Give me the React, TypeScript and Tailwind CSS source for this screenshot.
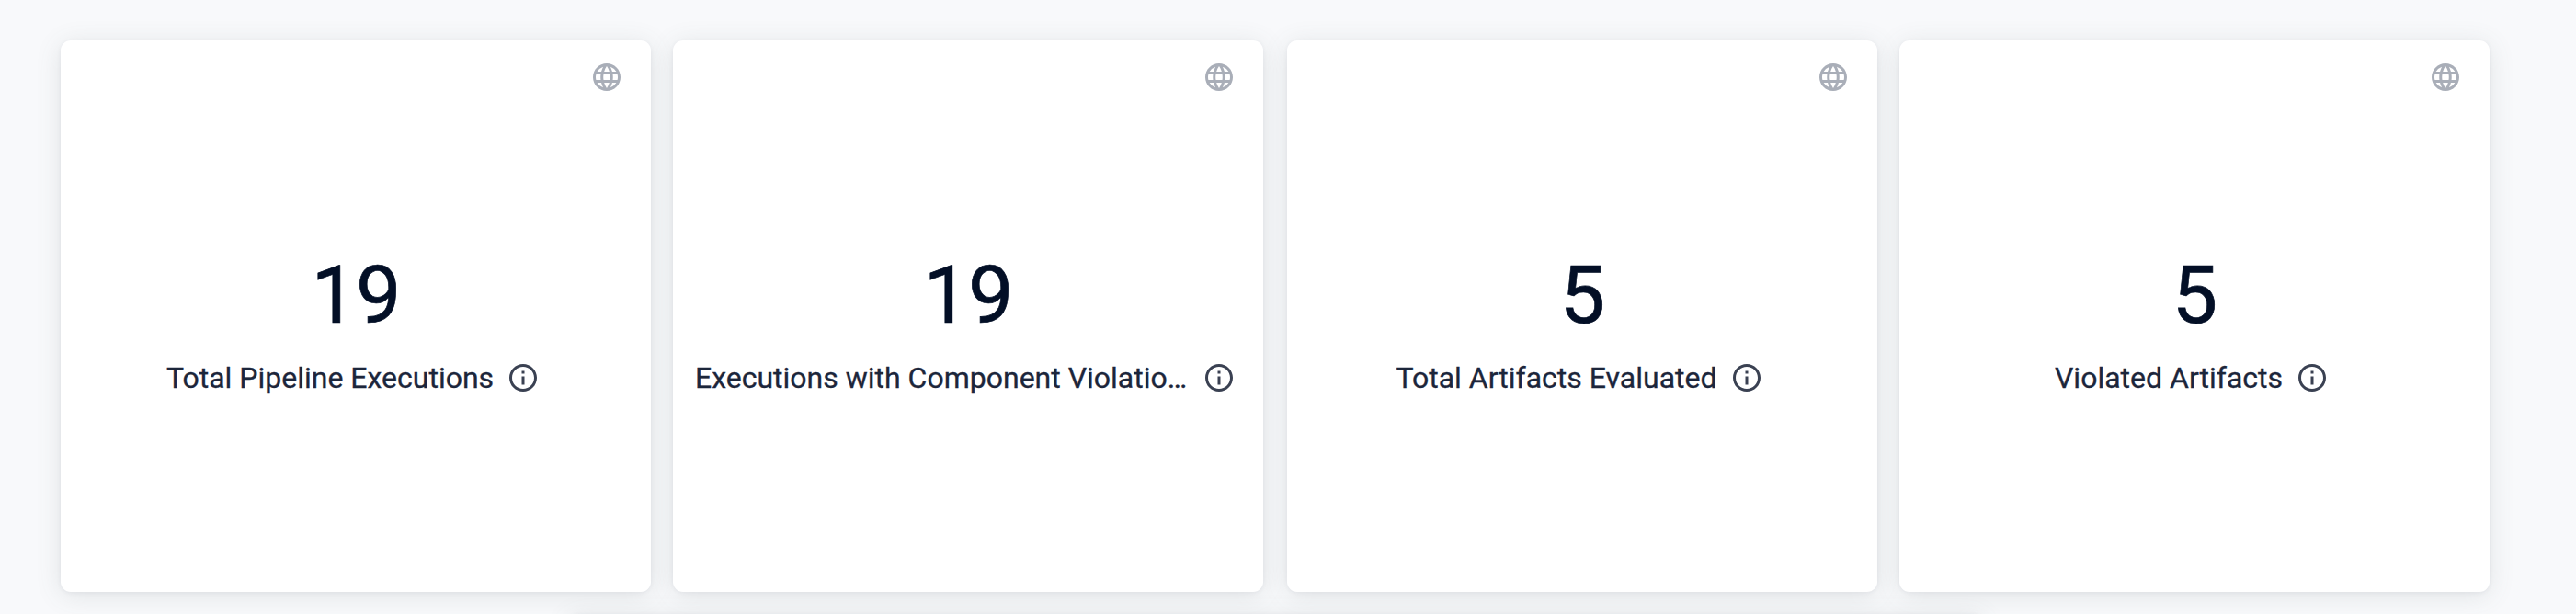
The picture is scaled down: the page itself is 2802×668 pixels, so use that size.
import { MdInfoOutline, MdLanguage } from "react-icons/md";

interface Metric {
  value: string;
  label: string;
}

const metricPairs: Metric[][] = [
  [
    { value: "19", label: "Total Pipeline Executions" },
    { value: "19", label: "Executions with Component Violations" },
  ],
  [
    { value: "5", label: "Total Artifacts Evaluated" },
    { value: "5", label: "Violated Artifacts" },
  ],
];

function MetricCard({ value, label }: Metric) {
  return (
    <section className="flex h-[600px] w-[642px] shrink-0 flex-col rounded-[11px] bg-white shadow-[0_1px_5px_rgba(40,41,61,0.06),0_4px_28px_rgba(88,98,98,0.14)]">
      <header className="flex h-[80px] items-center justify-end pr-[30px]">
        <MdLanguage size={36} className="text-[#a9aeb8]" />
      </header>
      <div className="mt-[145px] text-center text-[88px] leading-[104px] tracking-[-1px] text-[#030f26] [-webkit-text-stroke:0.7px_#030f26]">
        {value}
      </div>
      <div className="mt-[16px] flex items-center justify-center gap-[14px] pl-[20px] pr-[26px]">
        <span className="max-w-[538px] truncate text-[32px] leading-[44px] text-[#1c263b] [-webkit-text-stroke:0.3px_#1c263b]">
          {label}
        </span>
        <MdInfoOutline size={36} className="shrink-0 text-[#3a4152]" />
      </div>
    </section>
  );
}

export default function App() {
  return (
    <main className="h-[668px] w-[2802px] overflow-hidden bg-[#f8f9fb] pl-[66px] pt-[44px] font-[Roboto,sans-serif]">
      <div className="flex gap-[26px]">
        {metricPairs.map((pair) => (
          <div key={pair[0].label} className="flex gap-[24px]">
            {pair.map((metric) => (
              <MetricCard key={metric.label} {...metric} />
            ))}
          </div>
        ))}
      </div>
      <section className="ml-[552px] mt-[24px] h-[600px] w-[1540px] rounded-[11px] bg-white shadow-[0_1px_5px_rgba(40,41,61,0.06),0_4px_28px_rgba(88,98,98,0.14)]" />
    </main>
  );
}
* * *
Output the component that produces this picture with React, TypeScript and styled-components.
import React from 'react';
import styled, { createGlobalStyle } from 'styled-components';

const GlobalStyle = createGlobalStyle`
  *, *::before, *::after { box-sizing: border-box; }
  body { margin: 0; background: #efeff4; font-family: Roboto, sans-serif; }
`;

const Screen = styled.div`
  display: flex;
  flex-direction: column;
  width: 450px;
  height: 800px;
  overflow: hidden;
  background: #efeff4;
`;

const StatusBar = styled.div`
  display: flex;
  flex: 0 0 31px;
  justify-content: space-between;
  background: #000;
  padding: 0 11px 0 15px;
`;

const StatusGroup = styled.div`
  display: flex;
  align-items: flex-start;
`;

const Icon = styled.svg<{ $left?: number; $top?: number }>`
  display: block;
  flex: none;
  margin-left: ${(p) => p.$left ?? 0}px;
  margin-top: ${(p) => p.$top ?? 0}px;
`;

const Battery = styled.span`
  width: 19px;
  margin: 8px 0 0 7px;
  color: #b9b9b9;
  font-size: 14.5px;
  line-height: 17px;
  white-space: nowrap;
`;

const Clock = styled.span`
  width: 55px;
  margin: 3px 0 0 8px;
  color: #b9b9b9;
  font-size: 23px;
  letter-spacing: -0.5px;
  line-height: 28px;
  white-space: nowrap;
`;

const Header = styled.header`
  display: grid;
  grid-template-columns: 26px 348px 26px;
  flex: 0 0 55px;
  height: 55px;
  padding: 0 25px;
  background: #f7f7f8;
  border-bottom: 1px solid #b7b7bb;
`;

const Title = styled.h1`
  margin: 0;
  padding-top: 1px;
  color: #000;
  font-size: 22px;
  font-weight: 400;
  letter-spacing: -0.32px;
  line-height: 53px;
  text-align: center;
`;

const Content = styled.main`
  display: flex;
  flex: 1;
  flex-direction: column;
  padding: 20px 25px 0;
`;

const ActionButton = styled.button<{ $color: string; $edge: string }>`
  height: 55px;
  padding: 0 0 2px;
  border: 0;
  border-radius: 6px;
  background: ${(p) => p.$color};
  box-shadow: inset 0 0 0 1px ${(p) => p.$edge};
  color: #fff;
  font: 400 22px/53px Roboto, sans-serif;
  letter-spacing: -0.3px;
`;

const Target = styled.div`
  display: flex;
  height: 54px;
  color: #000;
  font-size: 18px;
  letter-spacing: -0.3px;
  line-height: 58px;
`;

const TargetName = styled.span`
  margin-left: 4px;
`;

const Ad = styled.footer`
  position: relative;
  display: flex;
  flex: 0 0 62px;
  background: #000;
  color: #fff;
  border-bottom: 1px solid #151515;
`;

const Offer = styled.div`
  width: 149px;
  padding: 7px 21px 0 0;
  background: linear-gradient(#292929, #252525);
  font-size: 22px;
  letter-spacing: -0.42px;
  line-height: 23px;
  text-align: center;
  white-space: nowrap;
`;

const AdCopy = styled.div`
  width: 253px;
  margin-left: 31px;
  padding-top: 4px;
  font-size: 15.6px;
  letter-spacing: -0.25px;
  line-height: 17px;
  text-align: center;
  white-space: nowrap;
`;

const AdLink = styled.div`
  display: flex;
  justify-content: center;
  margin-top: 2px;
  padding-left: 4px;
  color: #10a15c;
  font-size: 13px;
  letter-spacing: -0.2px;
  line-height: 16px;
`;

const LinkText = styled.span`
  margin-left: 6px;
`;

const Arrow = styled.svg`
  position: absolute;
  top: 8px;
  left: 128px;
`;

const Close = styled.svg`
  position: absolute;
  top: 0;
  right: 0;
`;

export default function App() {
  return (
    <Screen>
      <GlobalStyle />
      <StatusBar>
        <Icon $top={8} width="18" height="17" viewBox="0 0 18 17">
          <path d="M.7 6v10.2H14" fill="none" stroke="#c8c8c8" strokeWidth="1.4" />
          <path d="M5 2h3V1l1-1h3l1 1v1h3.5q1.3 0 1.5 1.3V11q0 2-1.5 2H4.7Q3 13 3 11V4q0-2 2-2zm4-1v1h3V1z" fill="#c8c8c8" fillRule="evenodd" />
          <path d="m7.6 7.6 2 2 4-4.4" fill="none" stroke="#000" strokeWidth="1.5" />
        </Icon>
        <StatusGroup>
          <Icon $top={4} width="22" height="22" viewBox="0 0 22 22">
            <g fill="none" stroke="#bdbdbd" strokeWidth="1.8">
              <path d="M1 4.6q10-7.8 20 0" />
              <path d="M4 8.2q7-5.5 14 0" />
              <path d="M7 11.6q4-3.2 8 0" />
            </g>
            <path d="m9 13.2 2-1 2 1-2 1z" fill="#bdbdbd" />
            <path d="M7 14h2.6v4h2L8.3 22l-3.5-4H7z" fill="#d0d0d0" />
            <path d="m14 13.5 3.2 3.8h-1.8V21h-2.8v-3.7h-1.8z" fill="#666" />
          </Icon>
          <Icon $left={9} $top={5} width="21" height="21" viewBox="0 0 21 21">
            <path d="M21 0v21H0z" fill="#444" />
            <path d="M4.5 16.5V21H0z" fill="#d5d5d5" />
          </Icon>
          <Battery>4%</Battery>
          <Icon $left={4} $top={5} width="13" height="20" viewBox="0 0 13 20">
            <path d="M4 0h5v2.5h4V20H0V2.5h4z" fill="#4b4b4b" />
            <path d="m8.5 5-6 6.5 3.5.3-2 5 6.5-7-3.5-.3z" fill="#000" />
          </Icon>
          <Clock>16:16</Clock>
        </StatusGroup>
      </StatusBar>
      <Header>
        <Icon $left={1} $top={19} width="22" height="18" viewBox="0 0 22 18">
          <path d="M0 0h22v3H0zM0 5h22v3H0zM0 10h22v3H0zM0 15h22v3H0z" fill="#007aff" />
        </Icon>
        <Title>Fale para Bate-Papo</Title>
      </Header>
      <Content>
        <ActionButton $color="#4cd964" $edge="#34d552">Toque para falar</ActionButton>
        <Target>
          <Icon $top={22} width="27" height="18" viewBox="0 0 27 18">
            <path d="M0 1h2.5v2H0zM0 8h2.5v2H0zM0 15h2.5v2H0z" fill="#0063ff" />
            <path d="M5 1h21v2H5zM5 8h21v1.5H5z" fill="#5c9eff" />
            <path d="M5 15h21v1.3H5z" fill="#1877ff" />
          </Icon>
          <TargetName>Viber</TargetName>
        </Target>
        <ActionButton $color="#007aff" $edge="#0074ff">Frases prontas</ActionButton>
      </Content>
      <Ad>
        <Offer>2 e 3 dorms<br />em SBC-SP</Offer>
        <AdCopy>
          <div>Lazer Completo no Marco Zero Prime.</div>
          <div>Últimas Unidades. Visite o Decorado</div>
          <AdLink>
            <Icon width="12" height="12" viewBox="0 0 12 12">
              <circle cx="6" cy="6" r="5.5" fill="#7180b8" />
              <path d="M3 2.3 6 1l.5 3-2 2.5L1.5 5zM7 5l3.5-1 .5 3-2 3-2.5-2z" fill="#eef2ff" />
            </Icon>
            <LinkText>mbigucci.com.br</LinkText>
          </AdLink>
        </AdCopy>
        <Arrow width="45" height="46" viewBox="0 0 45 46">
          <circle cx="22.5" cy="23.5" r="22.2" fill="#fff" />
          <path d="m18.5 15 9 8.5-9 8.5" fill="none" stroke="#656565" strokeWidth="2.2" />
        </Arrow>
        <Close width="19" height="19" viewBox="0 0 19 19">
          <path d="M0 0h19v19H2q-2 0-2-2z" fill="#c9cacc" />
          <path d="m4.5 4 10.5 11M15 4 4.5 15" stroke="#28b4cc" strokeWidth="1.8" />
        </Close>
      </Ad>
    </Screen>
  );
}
* * *
Job =
Pick each line holding the word "picture" out of the listing.

Solution =
The picture is scaled down: the page itself is 2802×668 pixels, so use that size.
Output the component that produces this picture with React, TypeScript and styled-components.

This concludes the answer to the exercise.